Using the data below, copy each line that includes the word "styles".

begin Exercise input

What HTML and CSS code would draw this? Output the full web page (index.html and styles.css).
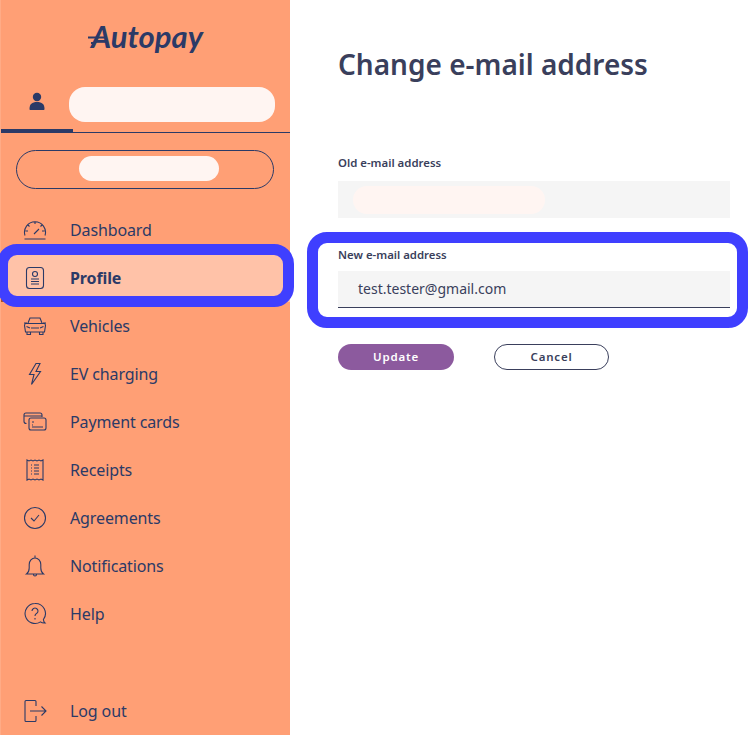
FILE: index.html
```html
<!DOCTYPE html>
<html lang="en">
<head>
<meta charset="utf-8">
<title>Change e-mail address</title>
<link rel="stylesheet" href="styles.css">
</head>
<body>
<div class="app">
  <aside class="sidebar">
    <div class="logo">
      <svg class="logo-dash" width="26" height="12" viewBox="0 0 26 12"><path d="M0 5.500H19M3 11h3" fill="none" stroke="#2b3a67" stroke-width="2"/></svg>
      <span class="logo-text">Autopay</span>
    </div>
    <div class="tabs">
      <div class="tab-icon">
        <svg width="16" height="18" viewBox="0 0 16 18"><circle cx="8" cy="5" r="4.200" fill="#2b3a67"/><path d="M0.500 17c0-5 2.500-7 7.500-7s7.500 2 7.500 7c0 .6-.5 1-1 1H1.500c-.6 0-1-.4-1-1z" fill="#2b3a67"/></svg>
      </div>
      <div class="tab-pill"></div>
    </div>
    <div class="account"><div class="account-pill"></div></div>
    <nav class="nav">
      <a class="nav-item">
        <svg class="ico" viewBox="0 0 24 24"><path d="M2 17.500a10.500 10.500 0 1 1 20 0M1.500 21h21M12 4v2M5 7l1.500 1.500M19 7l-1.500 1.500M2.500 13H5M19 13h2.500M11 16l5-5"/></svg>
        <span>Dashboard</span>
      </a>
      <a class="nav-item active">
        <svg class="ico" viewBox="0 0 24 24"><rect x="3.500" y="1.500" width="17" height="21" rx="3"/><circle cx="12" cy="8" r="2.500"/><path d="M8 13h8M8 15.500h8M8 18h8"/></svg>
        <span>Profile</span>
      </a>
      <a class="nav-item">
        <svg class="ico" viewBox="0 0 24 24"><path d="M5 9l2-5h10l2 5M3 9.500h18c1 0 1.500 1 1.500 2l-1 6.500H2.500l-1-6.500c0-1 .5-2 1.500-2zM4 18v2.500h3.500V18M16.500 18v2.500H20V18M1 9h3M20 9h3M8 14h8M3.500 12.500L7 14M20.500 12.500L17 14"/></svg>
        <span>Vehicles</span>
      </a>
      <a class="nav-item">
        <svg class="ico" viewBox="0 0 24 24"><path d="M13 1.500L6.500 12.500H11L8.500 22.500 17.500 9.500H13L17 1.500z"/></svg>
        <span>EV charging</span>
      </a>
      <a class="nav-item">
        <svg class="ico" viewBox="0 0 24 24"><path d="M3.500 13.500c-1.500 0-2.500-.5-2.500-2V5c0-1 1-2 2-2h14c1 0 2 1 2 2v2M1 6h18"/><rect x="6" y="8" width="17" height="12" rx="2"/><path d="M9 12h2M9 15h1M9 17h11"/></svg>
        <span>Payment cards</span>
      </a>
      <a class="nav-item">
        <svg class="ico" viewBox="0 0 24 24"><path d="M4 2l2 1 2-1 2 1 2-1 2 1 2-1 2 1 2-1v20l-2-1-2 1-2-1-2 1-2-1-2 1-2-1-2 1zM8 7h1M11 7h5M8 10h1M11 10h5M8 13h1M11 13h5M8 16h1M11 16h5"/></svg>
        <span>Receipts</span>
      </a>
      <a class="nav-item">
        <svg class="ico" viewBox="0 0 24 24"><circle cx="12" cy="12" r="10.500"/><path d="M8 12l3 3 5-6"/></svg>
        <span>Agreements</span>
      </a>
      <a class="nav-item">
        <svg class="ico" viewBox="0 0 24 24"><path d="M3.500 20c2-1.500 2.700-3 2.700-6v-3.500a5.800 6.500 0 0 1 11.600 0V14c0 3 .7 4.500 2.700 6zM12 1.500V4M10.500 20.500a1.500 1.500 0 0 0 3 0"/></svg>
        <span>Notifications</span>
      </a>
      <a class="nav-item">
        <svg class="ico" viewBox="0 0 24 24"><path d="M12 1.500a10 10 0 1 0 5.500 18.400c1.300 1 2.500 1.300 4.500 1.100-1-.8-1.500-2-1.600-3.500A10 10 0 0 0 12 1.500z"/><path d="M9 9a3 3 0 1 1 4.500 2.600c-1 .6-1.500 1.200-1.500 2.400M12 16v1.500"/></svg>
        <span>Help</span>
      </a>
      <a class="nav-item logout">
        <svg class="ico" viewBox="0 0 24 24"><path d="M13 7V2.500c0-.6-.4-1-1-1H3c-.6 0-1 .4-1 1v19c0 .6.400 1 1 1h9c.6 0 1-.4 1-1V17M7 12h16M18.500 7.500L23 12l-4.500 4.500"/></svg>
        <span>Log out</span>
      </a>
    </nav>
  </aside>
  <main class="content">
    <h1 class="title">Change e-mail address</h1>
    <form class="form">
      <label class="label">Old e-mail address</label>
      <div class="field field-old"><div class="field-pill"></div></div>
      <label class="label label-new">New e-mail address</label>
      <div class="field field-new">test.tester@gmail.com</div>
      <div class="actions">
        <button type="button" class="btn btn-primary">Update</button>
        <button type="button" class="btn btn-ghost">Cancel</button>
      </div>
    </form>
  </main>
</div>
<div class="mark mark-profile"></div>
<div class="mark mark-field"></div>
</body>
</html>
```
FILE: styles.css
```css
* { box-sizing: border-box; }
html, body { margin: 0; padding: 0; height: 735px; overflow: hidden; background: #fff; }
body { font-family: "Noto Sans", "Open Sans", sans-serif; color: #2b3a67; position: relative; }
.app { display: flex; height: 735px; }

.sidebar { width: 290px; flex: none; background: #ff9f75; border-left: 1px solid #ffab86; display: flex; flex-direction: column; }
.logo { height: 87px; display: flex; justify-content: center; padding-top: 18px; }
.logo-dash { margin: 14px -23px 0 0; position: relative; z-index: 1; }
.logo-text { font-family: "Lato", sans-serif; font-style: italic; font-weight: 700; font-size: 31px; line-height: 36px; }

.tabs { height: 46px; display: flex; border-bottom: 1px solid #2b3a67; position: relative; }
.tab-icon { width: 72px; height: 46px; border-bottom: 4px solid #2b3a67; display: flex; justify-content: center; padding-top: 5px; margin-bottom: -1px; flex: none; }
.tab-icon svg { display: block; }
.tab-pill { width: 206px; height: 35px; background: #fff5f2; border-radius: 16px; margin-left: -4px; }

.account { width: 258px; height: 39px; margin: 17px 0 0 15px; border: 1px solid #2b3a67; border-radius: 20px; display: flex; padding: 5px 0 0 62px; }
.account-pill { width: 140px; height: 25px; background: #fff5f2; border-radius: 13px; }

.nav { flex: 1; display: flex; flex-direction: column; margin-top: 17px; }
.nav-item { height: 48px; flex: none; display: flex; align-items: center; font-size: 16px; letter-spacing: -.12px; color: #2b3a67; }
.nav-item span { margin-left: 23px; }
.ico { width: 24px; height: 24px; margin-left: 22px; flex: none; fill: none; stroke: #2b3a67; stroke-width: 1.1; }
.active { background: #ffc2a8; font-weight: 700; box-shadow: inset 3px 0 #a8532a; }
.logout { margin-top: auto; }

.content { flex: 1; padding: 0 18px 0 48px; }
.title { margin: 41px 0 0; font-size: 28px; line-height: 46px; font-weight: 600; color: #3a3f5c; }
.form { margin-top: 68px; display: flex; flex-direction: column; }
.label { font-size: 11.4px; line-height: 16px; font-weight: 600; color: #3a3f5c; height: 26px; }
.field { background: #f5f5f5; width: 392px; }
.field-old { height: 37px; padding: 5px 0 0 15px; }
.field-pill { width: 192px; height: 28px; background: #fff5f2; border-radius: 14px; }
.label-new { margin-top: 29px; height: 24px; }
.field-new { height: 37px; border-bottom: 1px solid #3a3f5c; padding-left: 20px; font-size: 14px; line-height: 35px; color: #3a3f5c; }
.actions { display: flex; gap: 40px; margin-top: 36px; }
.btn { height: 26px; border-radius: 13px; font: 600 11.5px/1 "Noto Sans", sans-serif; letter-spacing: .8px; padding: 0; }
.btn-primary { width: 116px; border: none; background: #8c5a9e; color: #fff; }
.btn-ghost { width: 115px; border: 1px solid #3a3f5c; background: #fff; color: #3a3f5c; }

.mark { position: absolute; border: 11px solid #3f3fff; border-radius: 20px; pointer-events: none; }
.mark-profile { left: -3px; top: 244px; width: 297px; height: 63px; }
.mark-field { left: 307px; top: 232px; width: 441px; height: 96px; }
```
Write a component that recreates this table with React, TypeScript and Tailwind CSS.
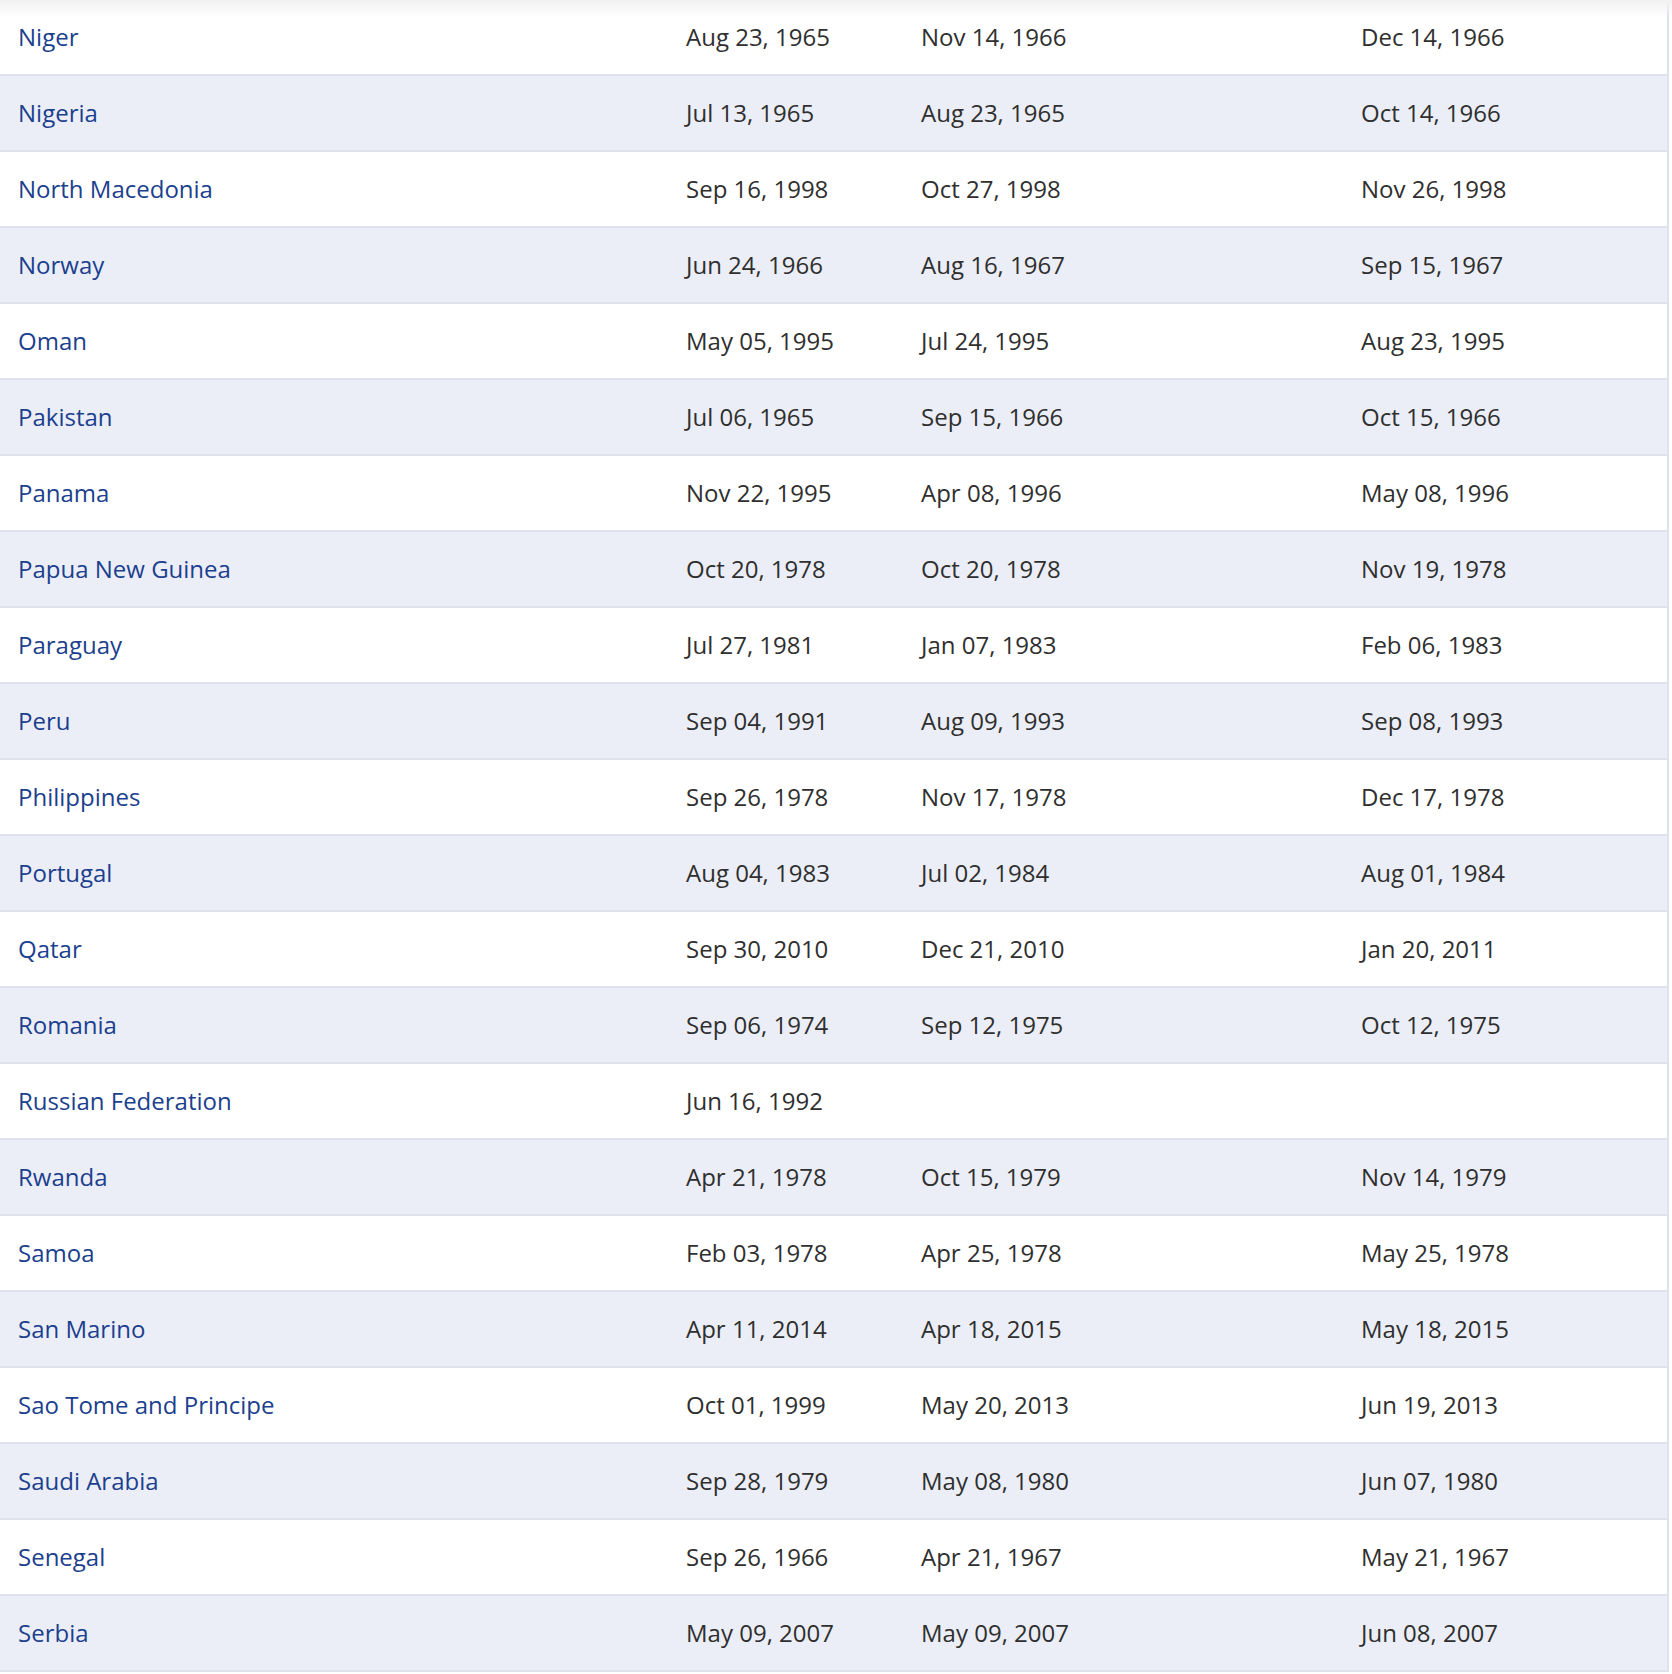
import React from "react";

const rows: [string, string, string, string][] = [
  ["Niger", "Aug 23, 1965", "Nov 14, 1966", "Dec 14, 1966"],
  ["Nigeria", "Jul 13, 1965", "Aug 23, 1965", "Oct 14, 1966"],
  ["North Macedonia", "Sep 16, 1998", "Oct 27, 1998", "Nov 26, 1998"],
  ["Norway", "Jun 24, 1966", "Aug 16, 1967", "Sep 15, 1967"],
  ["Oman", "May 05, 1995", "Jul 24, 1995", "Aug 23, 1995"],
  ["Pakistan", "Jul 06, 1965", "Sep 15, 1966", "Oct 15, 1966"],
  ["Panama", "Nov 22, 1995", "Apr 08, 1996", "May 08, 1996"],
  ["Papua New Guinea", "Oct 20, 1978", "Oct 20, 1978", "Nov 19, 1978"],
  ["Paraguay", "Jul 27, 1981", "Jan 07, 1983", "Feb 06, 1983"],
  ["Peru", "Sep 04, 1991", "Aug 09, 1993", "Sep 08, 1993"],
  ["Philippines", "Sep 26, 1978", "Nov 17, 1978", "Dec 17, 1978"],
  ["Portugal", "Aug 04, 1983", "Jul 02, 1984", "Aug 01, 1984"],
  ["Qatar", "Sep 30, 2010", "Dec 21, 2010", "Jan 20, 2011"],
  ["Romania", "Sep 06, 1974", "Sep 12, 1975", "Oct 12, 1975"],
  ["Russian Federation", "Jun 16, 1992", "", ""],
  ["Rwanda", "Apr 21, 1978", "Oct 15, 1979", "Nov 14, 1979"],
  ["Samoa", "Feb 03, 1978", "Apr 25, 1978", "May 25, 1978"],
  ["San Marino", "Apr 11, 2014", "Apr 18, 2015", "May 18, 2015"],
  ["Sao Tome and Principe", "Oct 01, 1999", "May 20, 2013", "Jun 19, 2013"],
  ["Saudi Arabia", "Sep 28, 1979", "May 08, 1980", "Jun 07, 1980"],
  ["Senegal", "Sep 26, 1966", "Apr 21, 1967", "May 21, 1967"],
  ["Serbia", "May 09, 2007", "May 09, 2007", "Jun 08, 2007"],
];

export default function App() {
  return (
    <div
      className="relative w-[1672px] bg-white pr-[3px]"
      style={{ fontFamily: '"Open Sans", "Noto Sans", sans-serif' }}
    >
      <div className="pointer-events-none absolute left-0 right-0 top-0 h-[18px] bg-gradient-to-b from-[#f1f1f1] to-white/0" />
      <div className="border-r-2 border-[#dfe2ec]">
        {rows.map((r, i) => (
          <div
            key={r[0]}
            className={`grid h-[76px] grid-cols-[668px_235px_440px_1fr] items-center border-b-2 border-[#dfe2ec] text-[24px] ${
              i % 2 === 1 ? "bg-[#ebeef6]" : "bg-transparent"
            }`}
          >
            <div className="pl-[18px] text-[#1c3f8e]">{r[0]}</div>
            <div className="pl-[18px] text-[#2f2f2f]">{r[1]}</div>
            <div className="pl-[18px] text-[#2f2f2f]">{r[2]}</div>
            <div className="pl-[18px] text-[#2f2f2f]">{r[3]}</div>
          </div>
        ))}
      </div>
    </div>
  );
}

end Exercise input

▶ [Exercise output]:
What HTML and CSS code would draw this? Output the full web page (index.html and styles.css).
<link rel="stylesheet" href="styles.css">
FILE: styles.css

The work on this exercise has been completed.